Ready to start minimizing the amount of stuff in your space? Here are a few additional resources to get you started.

The Minimalists.

The Minimalists Podcast

Hosted by Joshua Fields-Millburn and Ryan Nicodemus, The Minimalists Podcast is one of the most popular choices on Apple Podcasts. The bestselling authors also have written several books on the topics of minimalism and authentic living and have produced two documentaries (Less Is Now and Minimalism) that are available on Netflix.

Kon Kari Method
In 2011, the Kon Kari Method – an organizing method that encouraged tidying by category, not location, and that was made popular by the book Spark Joy: An Illustrated Master Class on the Art of Organizing and Tidying Up – encouraged people to keep only those items that “spark joy.” 

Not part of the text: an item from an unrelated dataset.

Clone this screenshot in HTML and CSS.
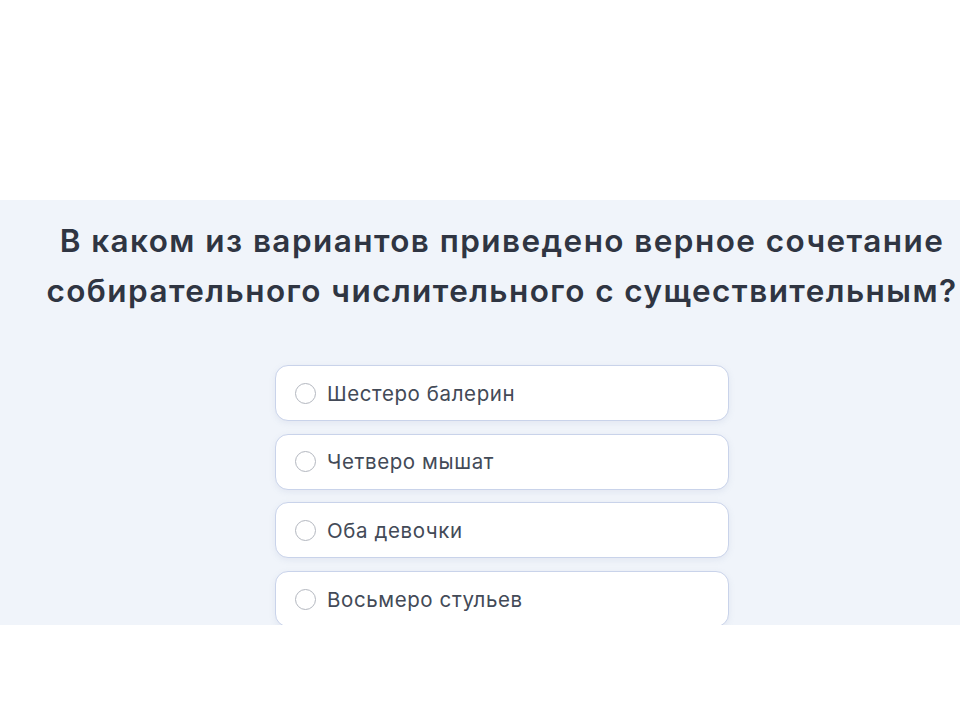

In her Netflix reality series, Marie Kondo brings her tidying method to people who are struggling to balance work and home life surrounded by the “stuff” in their lives. 

Project 333

Created by author and blogger ( Courtney Carver, Project 333 is the fashion challenge that transforms closet clutter and helps you discover the essentials in your wardrobe and your life. Select 33 items and wear just those articles of clothing for 33 days. Check it out at

Essentialism by Greg McKeown

The concept of “essentialism” is more than learning how to better manage your time and increase your productivity. It’s about homing in on what matters most to you and filling your life with only the right things. In his book, author Greg McKeown helps readers learn how to discern what is absolutely essential in their lives, then how to eliminate the excess.